While the underlying mechanisms are not fully understood, mechanical factors are widely reported to play a key role in dental and orthopedic implant success. We are using mechanical testing coupled with micro X-Ray computed tomography (micro-CT) to measure the deformation and strain inside trabecular bone. We are also working on the image-based micro- finite element (micro-FE) models and the numerical simulations of bone remodeling under mechanical stimulus. These results can potentially provide insights to commonly observed clinical complications and improvements in surgical planning and techniques.

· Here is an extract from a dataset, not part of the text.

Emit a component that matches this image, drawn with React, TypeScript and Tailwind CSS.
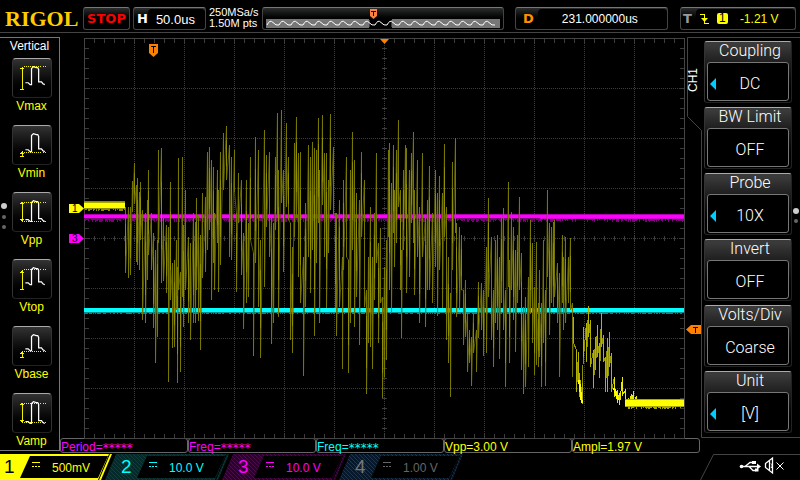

The growing market drives the high demand for dental crowns restorations that are more resistant to cracking. Inspired by the cracking resistance of the natural teeth, we designed and fabricated functionally graded composite materials. The cracking loads in the bio-inspired structures were found to be ~30% greater than those in the conventional layered structures. We are now studying the fracture mechanisms in polymer-ceramic composites.
Cardiovascular disease is the biggest cause of death worldwide. Coronary stents are small structures that can keep arteries open in the treatment of coronary heart disease. To design robust drug-eluting stents satisfying FDA guidance, my research explored new ways of characterizing and modeling the adhesion of polymeric drug-containing coatings to metallic substrates.
We studied the effects of adhesion and contact for the optimization of fabrication processes for the next generation of organic electronics. Mechanical properties of the materials in solar cells and organic light emitting diodes (OLEDs) were characterized and incorporated into our models. The insights from our models were used to guide the successful design of pressure-assisted fabrication techniques. The current-voltage characterization of the fabricated devices showed major improvement in the operating conditions.